One data point that hasn’t received enough attention: foreign central bank holdings of U.S. Treasurys have been flat to declining for several quarters, even as total outstanding debt has surged. The marginal buyer of U.S. government debt is increasingly domestic — banks, money market funds, and the Fed itself through its reinvestment policies. That’s not a crisis indicator. But it’s a shift in the plumbing of global finance that, over time, reduces the structural bid for dollars.
Meanwhile, alternative reserve assets are gaining traction. The Chinese yuan’s share of global reserves remains small — around 2.3% — but its use in bilateral trade settlement has expanded significantly, particularly among BRICS nations.
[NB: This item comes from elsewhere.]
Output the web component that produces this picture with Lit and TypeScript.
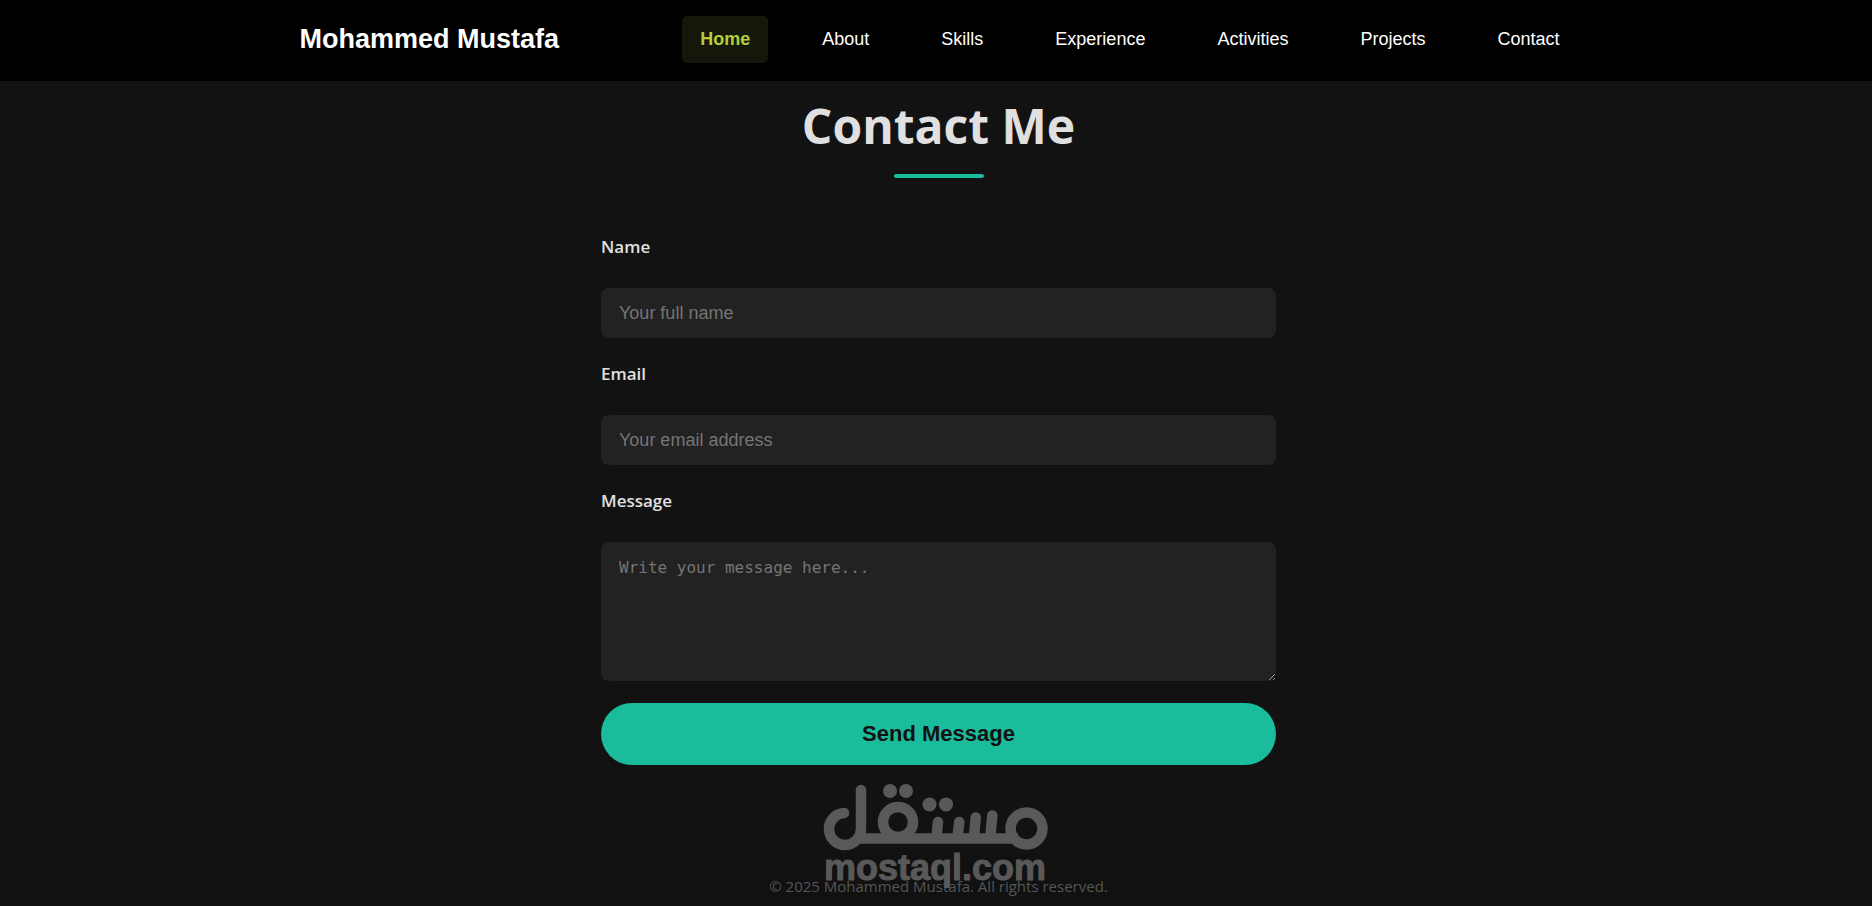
import { LitElement, html, css } from "lit";
import { customElement, state } from "lit/decorators.js";

const LINKS = ["Home", "About", "Skills", "Experience", "Activities", "Projects", "Contact"];

@customElement("mostaql-mark")
class MostaqlMark extends LitElement {
  static styles = css`
    :host {
      display: block;
      width: 228px;
    }
    svg {
      display: block;
      width: 100%;
    }
    .word {
      font: bold 36px "Liberation Sans", Arial, sans-serif;
      stroke: #595959;
      stroke-width: 1px;
      stroke-linejoin: round;
    }
  `;

  render() {
    return html`
      <svg viewBox="0 0 228 106" fill="#595959" role="img" aria-label="mostaql.com">
        <g fill="none" stroke="#595959" stroke-width="10.5" stroke-linecap="round">
          <path d="M22 31 A16 16 0 1 0 39 47 V8" />
          <path d="M37 56.500 H196" stroke-linecap="butt" />
          <circle cx="76" cy="40" r="15" />
          <circle cx="204.500" cy="46.500" r="16" />
          <path d="M114.500 55 L116 40 M135.500 55 L137.300 40 M152 55 L153.700 35.500 M168.300 55 L170.300 33.500" />
        </g>
        <circle cx="68" cy="9" r="7" />
        <circle cx="84" cy="9" r="7" />
        <circle cx="107.500" cy="22.500" r="7" />
        <circle cx="124" cy="22.500" r="7" />
        <text class="word" x="2" y="98">mostaql.com</text>
      </svg>
    `;
  }
}

@customElement("app-root")
class AppRoot extends LitElement {
  @state() private current = "Home";

  static styles = css`
    :host {
      display: flex;
      flex-direction: column;
      min-height: 100vh;
      background: #121212;
      color: #e0e0e0;
      font-family: "Segoe UI", "Open Sans", sans-serif;
    }
    * {
      box-sizing: border-box;
    }
    header {
      background: #000;
      padding: 16px 16px 18px 21px;
    }
    .bar {
      display: flex;
      justify-content: space-between;
      align-items: flex-start;
      max-width: 1278px;
      margin: 0 auto;
      font-family: "Liberation Sans", Arial, sans-serif;
    }
    .brand {
      color: #fff;
      font-size: 27px;
      font-weight: bold;
      line-height: 46px;
      text-decoration: none;
    }
    nav {
      display: flex;
      gap: 36px;
    }
    .link {
      padding: 12px 18px;
      border-radius: 5px;
      color: #fff;
      font-size: 18px;
      line-height: 23px;
      text-decoration: none;
    }
    .link.active {
      background: #14180a;
      color: #b5cc3c;
      font-weight: bold;
    }
    main {
      flex: 1;
      padding: 10px 16px 18px 21px;
    }
    .inner {
      display: flex;
      flex-direction: column;
      max-width: 675px;
      margin: 0 auto;
    }
    h1 {
      margin: 0;
      font-size: 48px;
      line-height: 70px;
      text-align: center;
    }
    .rule {
      align-self: center;
      width: 90px;
      height: 4px;
      margin: 13px 0 55px;
      border-radius: 2px;
      background: #1abc9c;
    }
    form {
      display: flex;
      flex-direction: column;
      gap: 22px;
    }
    label {
      margin-bottom: 5px;
      font-size: 17px;
      font-weight: 600;
      line-height: 28px;
    }
    .field {
      display: block;
      width: 100%;
      border: 0;
      border-radius: 8px;
      padding: 14px 18px;
      background: #222;
      color: #e0e0e0;
      font: 18px/22px "Liberation Sans", Arial, sans-serif;
    }
    .field::placeholder {
      color: #757575;
    }
    .area {
      height: 139px;
      font: 16px/24px Consolas, "DejaVu Sans Mono", monospace;
      resize: vertical;
    }
    .send {
      border: 0;
      border-radius: 31px;
      padding: 18px;
      background: #1abc9c;
      color: #121212;
      font: bold 22px/26px "Liberation Sans", Arial, sans-serif;
      cursor: pointer;
    }
    footer {
      position: relative;
      padding: 20px 16px 7px 21px;
      background: #111;
      color: #555;
      font-size: 15px;
      line-height: 26px;
      text-align: center;
    }
    .mark {
      position: absolute;
      left: 50%;
      bottom: 18px;
      transform: translateX(-50%);
    }
    p {
      margin: 0;
    }
  `;

  render() {
    return html`
      <header>
        <div class="bar">
          <a class="brand" href="#home">Mohammed Mustafa</a>
          <nav>
            ${LINKS.map(
              (name) => html`<a
                class="link ${name === this.current ? "active" : ""}"
                href="#${name.toLowerCase()}"
                @click=${() => (this.current = name)}
                >${name}</a
              >`
            )}
          </nav>
        </div>
      </header>
      <main>
        <div class="inner">
          <h1>Contact Me</h1>
          <div class="rule"></div>
          <form @submit=${(e: Event) => e.preventDefault()}>
            <label for="name">Name</label>
            <input class="field" id="name" type="text" placeholder="Your full name" />
            <label for="email">Email</label>
            <input class="field" id="email" type="email" placeholder="Your email address" />
            <label for="message">Message</label>
            <textarea class="field area" id="message" placeholder="Write your message here..."></textarea>
            <button class="send" type="submit">Send Message</button>
          </form>
        </div>
      </main>
      <footer>
        <p>© 2025 Mohammed Mustafa. All rights reserved.</p>
        <mostaql-mark class="mark"></mostaql-mark>
      </footer>
    `;
  }
}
Saudi Arabia’s decision to begin pricing some oil contracts in currencies other than the dollar, while still marginal, represents a symbolic crack in the petrodollar framework that has underpinned dollar dominance since the 1970s.
Symbolic cracks have a way of widening.
Back in the trading pits — or more accurately, on the screens of algorithmic trading desks in London, New York, and Singapore — the immediate focus remains on the next round of economic data and the next headline from Washington. Traders are watching initial jobless claims, consumer confidence surveys, and any signals from the White House about the status of trade talks with Beijing. They’re also watching the Treasury’s quarterly refunding announcement, which will reveal how much new debt the government plans to issue and in what maturities.
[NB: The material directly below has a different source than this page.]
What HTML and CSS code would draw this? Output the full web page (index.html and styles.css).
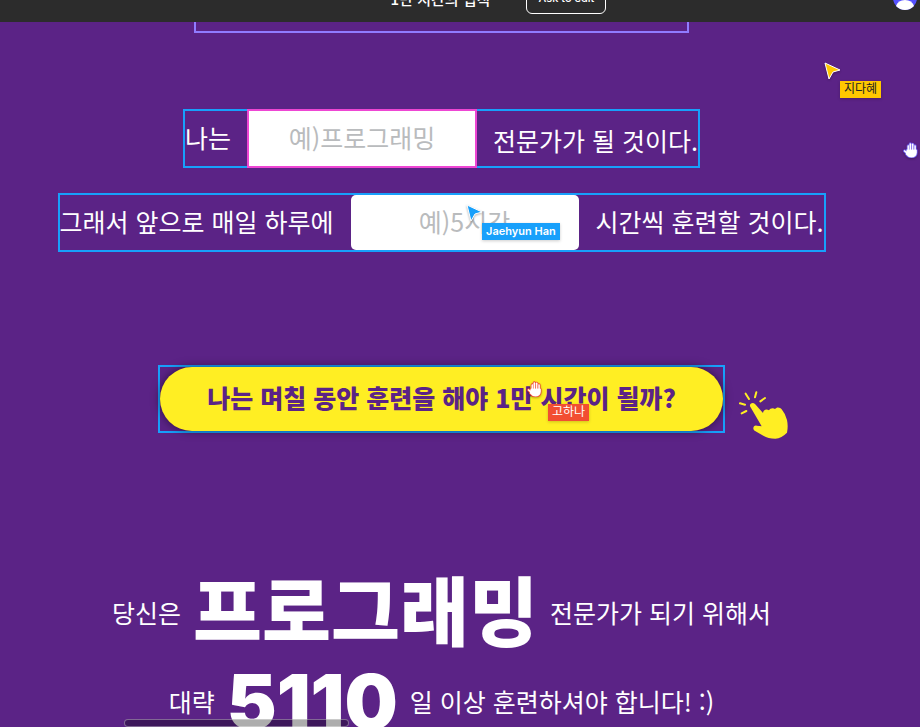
FILE: index.html
```html
<!DOCTYPE html>
<html lang="ko">
<head>
  <meta charset="utf-8">
  <meta name="viewport" content="width=device-width, initial-scale=1">
  <title>1만 시간의 법칙</title>
  <link rel="stylesheet" href="styles.css">
</head>
<body>
  <svg class="defs" aria-hidden="true">
    <symbol id="hand" viewBox="0 0 48 48">
      <g class="hand-edge">
        <path d="M16 12V28M22 6V28M29 7V28M36 12V28M5 27L14 35"/>
        <path d="M13 25H39V32Q38 44 25 44Q17 44 11 36Z"/>
      </g>
      <g class="hand-fill">
        <path d="M16 12V28M22 6V28M29 7V28M36 12V28M5 27L14 35"/>
        <path d="M13 25H39V32Q38 44 25 44Q17 44 11 36Z"/>
      </g>
      <path class="hand-lines" d="M19 12V23M26 10V23M33 12V23"/>
    </symbol>
    <symbol id="arrow" viewBox="0 0 18 18">
      <path class="arrow-shape" d="M1 1L16 8L9 10L5 17Z"/>
    </symbol>
  </svg>

  <header class="topbar">
    <div class="toolbar">
      <div class="file">
        <span class="file-name">1만 시간의 법칙</span>
        <svg class="chevron" viewBox="0 0 8 8" aria-hidden="true"><path d="M1 3L4 6L7 3"/></svg>
        <button class="ask" type="button">Ask to edit</button>
      </div>
      <svg class="avatar" viewBox="0 0 24 24" role="img" aria-label="프로필">
        <circle cx="12" cy="12" r="12" fill="#5551ff"/>
        <circle cx="12" cy="8" r="5" fill="#fff"/>
        <path d="M3 20Q5 14 12 14T21 20Q17 24 12 24T3 20Z" fill="#fff"/>
      </svg>
    </div>
  </header>

  <main class="canvas">
    <div class="frame"></div>

    <form class="goal">
      <div class="sentence">
        <label class="words" for="job">나는</label>
        <input class="field field-selected" id="job" type="text" placeholder="예)프로그래밍">
        <span class="words sentence-end">전문가가 될 것이다.</span>
      </div>
      <div class="sentence">
        <label class="words" for="hours">그래서 앞으로 매일 하루에</label>
        <input class="field" id="hours" type="text" placeholder="예)5시간">
        <span class="words">시간씩 훈련할 것이다.</span>
      </div>
      <div class="action">
        <button class="calculate" type="button">나는 며칠 동안 훈련을 해야 1만 시간이 될까?</button>
        <svg class="click" viewBox="897 108 147 144" aria-hidden="true">
          <path class="rays" d="M917 116L927 132M949 112L945 127M975 129L961 139M900 145L915 149M905 175L919 168"/>
          <path class="pointer" d="M930 154C928 146 938 141 945 147L969 174C970 164 979 161 987 166C990 159 1000 158 1005 162C1010 155 1020 156 1025 163Q1036 176 1041 195Q1045 214 1041 233Q1025 249 1006 251Q984 251 970 242L944 227C936 221 941 210 950 212L965 214Z"/>
        </svg>
      </div>
    </form>

    <section class="result">
      <p><span>당신은</span><strong>프로그래밍</strong><span>전문가가 되기 위해서</span></p>
      <p><span>대략</span><strong>5110</strong><span>일 이상 훈련하셔야 합니다! :)</span></p>
    </section>

    <div class="scrollbar"></div>
  </main>

  <div class="cursor yellow">
    <svg class="arrow" aria-hidden="true"><use href="#arrow"/></svg>
    <span class="name">지다혜</span>
  </div>
  <div class="cursor violet">
    <svg class="hand" aria-hidden="true"><use href="#hand"/></svg>
  </div>
  <div class="cursor blue">
    <svg class="arrow" aria-hidden="true"><use href="#arrow"/></svg>
    <span class="name">Jaehyun Han</span>
  </div>
  <div class="cursor red">
    <svg class="hand" aria-hidden="true"><use href="#hand"/></svg>
    <span class="name">고하나</span>
  </div>
</body>
</html>
```
FILE: styles.css
```css
* { box-sizing: border-box; }

body {
  position: relative;
  display: flex;
  flex-direction: column;
  height: 100vh;
  margin: 0;
  overflow: hidden;
  background: #5b2386;
  color: #fff;
  font-family: "Noto Sans CJK KR", sans-serif;
}

.defs { position: absolute; width: 0; height: 0; }

/* Editor toolbar, scrolled partly out of view */
.topbar {
  display: flex;
  flex: none;
  align-items: flex-end;
  height: 22px;
  overflow: hidden;
  background: #2c2c2c;
}

.toolbar {
  display: flex;
  flex: 1;
  align-items: center;
  height: 48px;
  padding: 0 3px 0 104px;
}

.file {
  display: flex;
  align-items: center;
  margin: 0 auto;
}

.file-name { font-size: 15px; font-weight: 500; }

.chevron {
  width: 8px;
  height: 8px;
  margin: 0 20px 0 8px;
  fill: none;
  stroke: #8c8c8c;
}

.ask {
  width: 80px;
  height: 32px;
  padding: 0;
  border: 1px solid #fff;
  border-radius: 6px;
  background: none;
  color: #fff;
  font: 500 11px Inter, sans-serif;
}

.avatar { width: 24px; height: 24px; }

.canvas {
  display: flex;
  flex: 1;
  flex-direction: column;
  align-items: center;
  min-height: 0;
  padding-right: 37px;
  overflow: hidden;
}

.frame {
  flex: none;
  width: 56%;
  height: 11px;
  border: 2px solid #907cff;
  border-top: 0;
}

/* Form */
.goal {
  display: flex;
  flex: none;
  flex-direction: column;
  align-items: center;
  gap: 25px;
  margin-top: 76px;
  font-size: 25px;
  line-height: 46px;
  white-space: nowrap;
}

.sentence {
  display: flex;
  align-items: center;
  gap: 17px;
  height: 59px;
  border: 2px solid #18a0fb;
}

.words { padding-bottom: 3px; }
.sentence-end { align-self: flex-end; }

.field {
  width: 228px;
  height: 55px;
  padding: 0 0 4px;
  border: 0;
  border-radius: 5px;
  background: #fff;
  color: #5b2386;
  font: inherit;
  text-align: center;
}

.field::placeholder { color: #b9bbbd; opacity: 1; }

.field-selected {
  width: 230px;
  height: 59px;
  margin: -2px -1px;
  border: 2px solid #ee46d3;
  border-radius: 0;
}

.action {
  position: relative;
  margin-top: 88px;
  border: 2px solid #18a0fb;
}

.calculate {
  display: block;
  height: 64px;
  padding: 0 47px 4px;
  border: 0;
  border-radius: 32px;
  background: #ffee23;
  box-shadow: 0 0 10px rgba(0, 0, 0, .5);
  color: #5b2386;
  font: 900 25px "Noto Sans CJK KR", sans-serif;
}

.click {
  position: absolute;
  top: 24px;
  left: calc(100% + 16px);
  width: 49px;
  height: 48px;
}

.rays {
  fill: none;
  stroke: #ffee23;
  stroke-width: 6;
  stroke-linecap: round;
}

.pointer { fill: #ffee23; }

/* Result */
.result {
  flex: none;
  margin-top: 135px;
  font-size: 25px;
  line-height: 89px;
  white-space: nowrap;
}

.result p {
  display: flex;
  align-items: center;
  justify-content: center;
  gap: 12px;
  height: 89px;
  margin: 0;
}

.result strong {
  font-family: Inter, "Noto Sans CJK KR", sans-serif;
  font-size: 75px;
  font-weight: 900;
}

.scrollbar {
  position: absolute;
  bottom: 0;
  left: 124px;
  width: 225px;
  height: 8px;
  border: 1px solid rgba(255, 255, 255, .35);
  border-radius: 4px;
  background: rgba(0, 0, 0, .32);
}

/* Collaborator cursors on the free canvas */
.cursor { position: absolute; }

.cursor svg {
  display: block;
  overflow: visible;
  filter: drop-shadow(0 1px 1px rgba(0, 0, 0, .3));
}

.arrow { width: 18px; height: 18px; }
.hand { width: 16px; height: 16px; }

.arrow-shape {
  fill: var(--tint);
  stroke: #fff;
  stroke-width: 1;
}

.hand-edge, .hand-fill {
  stroke-linecap: round;
  stroke-linejoin: round;
}

.hand-edge { fill: var(--tint); stroke: var(--tint); stroke-width: 10; }
.hand-fill { fill: #fff; stroke: #fff; stroke-width: 5; }
.hand-lines { fill: none; stroke: var(--tint); stroke-width: 1; }

.name {
  position: absolute;
  top: 19px;
  left: 16px;
  height: 17px;
  padding: 0 4px;
  background: var(--tint);
  box-shadow: 0 1px 3px rgba(0, 0, 0, .2);
  font: 12px/16px Inter, "Noto Sans CJK KR", sans-serif;
  white-space: nowrap;
}

.yellow { --tint: #ffc700; top: 62px; left: 824px; color: #222; }
.violet { --tint: #6b55e8; top: 142px; left: 903px; }
.blue { --tint: #18a0fb; top: 204px; left: 466px; }
.red { --tint: #f24e32; top: 381px; left: 527px; }
.blue .name { font-size: 11px; font-weight: 600; }
.red .name { top: 23px; left: 21px; }
```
The dollar’s decline on any given day might seem like noise. A third of a percent here, half a percent there. But zoom out, and the pattern is unmistakable. The DXY index is down more than 8% from its September 2024 highs. That’s a significant move for the world’s most traded currency, and it carries real consequences — for import prices, for corporate earnings, for the cost of servicing dollar-denominated debt in emerging markets, and for the geopolitical balance of economic power.
The dollar isn’t in crisis. It’s in transition. And transitions, by their nature, are uncomfortable, uncertain, and full of opportunity for those positioned correctly — and risk for those who aren’t.